Progressively add butter and beat it until the dough then increase speed to high speed and beat it until it is smooth and glossy and almost coming away from the sides.
Cover the dough with a tea towel and allow to rise in a warm space for about 30 mins.
Divide dough among 8 greased dariole moulds, cover with a tea towel and set aside to prove until dough reaches tops of moulds. Use 180 C oven and bake until golden.
Turn out to cool completely, prick them all over with a skewer then place them in a large airtight container until required.
All of the recipes use an incredible amount of sugar (400g per litre), we used 2 litres of water 400g sugar 400ml rum and we found that sweet enough.

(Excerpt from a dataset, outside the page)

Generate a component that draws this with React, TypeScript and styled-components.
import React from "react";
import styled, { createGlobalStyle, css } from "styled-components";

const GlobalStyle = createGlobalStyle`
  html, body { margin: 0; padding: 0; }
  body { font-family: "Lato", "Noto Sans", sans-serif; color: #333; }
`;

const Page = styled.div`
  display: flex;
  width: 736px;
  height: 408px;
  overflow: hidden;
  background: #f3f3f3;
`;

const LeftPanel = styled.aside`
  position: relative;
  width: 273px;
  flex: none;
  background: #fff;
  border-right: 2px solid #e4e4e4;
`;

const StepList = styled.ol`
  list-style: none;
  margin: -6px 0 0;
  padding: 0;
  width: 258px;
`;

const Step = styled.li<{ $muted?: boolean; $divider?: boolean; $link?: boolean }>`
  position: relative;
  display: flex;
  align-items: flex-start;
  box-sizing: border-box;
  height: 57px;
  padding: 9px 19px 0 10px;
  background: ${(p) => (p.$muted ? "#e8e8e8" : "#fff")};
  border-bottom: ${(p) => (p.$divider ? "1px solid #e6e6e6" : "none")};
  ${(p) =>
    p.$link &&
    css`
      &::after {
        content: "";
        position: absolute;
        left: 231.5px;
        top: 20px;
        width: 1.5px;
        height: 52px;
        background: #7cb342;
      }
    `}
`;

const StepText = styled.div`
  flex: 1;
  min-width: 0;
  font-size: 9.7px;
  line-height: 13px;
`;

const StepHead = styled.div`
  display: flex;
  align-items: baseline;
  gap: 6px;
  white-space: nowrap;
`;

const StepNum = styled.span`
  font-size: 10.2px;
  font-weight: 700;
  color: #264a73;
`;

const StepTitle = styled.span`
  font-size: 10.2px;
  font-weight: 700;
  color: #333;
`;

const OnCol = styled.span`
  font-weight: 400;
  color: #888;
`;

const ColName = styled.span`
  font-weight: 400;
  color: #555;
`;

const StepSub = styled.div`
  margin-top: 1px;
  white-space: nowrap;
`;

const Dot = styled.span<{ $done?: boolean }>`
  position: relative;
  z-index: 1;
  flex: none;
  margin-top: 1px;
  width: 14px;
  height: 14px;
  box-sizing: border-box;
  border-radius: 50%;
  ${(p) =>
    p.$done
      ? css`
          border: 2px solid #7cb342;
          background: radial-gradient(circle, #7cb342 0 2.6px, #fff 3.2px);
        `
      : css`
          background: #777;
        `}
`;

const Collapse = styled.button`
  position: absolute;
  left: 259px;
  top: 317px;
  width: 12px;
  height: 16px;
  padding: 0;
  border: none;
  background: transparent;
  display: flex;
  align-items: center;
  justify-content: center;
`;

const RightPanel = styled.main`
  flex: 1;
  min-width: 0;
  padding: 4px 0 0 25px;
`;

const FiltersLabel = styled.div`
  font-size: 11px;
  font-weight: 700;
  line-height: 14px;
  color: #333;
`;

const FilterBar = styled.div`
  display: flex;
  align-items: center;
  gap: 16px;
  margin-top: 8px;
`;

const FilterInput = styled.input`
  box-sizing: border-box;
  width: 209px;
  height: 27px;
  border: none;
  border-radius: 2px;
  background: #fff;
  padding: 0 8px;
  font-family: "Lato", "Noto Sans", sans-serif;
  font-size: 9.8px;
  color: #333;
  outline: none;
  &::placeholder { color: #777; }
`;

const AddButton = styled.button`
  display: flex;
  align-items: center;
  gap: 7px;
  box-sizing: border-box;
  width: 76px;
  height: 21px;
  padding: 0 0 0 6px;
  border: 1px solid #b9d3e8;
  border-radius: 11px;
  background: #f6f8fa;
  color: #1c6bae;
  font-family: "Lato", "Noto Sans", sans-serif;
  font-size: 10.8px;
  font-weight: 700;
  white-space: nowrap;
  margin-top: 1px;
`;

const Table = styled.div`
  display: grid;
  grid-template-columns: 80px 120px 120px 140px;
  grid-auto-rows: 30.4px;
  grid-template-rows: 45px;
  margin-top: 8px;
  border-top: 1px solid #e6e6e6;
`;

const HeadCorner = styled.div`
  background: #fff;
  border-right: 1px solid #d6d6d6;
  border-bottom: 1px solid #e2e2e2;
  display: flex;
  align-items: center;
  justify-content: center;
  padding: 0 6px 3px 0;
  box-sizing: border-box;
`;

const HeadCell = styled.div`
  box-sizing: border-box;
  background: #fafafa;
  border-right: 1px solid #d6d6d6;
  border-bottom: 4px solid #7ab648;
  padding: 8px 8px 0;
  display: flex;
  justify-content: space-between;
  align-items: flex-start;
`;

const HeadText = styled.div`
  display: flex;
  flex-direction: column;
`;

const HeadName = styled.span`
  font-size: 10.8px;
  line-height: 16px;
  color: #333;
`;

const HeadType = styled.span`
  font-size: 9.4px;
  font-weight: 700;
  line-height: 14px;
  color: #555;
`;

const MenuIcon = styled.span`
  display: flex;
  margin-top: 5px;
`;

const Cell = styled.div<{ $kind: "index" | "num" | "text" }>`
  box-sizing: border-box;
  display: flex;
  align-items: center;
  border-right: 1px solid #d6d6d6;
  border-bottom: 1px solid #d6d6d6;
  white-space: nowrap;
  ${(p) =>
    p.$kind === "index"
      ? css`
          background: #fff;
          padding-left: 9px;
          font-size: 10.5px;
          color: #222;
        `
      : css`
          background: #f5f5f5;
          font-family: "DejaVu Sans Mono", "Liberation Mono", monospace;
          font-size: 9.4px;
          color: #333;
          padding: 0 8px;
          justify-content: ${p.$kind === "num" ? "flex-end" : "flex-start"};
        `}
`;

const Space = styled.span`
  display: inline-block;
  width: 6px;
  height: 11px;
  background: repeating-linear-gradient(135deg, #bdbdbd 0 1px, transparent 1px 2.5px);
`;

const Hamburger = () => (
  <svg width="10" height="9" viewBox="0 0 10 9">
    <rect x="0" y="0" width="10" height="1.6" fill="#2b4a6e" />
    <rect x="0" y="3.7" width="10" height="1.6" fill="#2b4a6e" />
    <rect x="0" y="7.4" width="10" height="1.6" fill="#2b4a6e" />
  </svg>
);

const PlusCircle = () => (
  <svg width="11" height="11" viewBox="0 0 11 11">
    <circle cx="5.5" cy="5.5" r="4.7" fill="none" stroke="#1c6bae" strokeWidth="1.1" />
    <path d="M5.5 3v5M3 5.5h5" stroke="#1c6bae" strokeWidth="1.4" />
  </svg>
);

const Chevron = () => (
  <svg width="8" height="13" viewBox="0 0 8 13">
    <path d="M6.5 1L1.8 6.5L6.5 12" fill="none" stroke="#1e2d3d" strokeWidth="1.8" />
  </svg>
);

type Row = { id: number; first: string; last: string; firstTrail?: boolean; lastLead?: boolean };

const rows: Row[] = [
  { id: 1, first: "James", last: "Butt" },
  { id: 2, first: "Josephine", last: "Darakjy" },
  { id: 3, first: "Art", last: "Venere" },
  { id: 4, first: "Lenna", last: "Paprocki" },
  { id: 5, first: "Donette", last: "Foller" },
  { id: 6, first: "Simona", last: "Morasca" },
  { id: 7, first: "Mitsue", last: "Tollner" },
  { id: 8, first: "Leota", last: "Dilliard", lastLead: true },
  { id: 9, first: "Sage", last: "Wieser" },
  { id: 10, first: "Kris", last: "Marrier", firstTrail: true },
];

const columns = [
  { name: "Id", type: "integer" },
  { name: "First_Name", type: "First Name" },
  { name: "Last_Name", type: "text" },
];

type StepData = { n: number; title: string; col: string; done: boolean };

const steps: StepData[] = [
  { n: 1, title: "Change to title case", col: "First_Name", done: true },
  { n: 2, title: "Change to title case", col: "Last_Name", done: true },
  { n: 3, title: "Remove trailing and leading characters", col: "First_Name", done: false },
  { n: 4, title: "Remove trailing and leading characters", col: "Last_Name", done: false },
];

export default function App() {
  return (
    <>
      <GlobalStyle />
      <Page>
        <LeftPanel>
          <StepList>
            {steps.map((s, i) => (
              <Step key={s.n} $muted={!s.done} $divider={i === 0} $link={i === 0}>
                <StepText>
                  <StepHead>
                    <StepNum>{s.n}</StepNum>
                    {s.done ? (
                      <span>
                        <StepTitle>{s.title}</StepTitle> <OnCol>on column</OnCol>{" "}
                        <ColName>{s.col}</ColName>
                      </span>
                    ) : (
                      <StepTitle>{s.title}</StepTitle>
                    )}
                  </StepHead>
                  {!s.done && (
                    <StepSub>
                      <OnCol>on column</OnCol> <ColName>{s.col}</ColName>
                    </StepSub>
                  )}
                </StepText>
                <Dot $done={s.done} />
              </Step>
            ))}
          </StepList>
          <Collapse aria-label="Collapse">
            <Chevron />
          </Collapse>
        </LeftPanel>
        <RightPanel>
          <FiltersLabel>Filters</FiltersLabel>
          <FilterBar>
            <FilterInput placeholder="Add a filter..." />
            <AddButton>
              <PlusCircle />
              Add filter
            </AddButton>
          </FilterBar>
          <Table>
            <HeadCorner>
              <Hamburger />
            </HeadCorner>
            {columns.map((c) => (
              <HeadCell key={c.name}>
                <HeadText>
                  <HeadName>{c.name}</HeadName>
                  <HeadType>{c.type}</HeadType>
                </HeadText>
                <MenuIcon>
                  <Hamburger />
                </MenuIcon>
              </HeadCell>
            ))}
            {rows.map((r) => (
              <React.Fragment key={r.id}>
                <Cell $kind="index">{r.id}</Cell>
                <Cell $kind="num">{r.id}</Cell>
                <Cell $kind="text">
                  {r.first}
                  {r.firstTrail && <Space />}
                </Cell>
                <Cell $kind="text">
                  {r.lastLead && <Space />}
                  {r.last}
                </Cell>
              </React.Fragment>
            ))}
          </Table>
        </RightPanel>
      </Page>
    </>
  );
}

For the rum syrup, in a saucepan mix water, sugar, lemon zest from1 lemon and juice from 1/2 lemon and over medium heat stir until sugar dissolves, then simmer until syrupy (5 minutes). Add the rum and gently place the babas in the syrup, turning lightly until soaked through.
Drain them and leave until ready to serve.
I presented them with poached pears and egg custard.
To Make Custard:
3 egg yolks, tablespoons caster sugar infused with a vanilla bean, a pinch of salt 2 tablespoons of cornflour, 400 ml of milk, rind of 1 lemon, and a cinnamon stick.
In a saucepan, mix the egg yolks with the sugar and slowly add the flour, salt and a little milk to make a smooth paste – a whisk could be useful. If you do not have sugar that has been infused with a vanilla bean, use a little vanilla essence (not artificial).
Add the rest of the milk and incorporate to dilute the mixture evenly.
Using a vegetable peeler remove the rind in one piece from ½ lemon. Add this to the milk mixture. Add the cinnamon stick.
Use low – medium heat, stir it constantly with a whisk or a wooden spoon and slowly bring it to the boil- the custard should have thickened.
To make a creamier pastry cream, add a few pieces of room temperature butter while the custard is warm. Add a bit at a time, and whisk until well blended.
Cool before using. To prevent a skin from forming, I place a piece of baking paper or butter paper on its surface.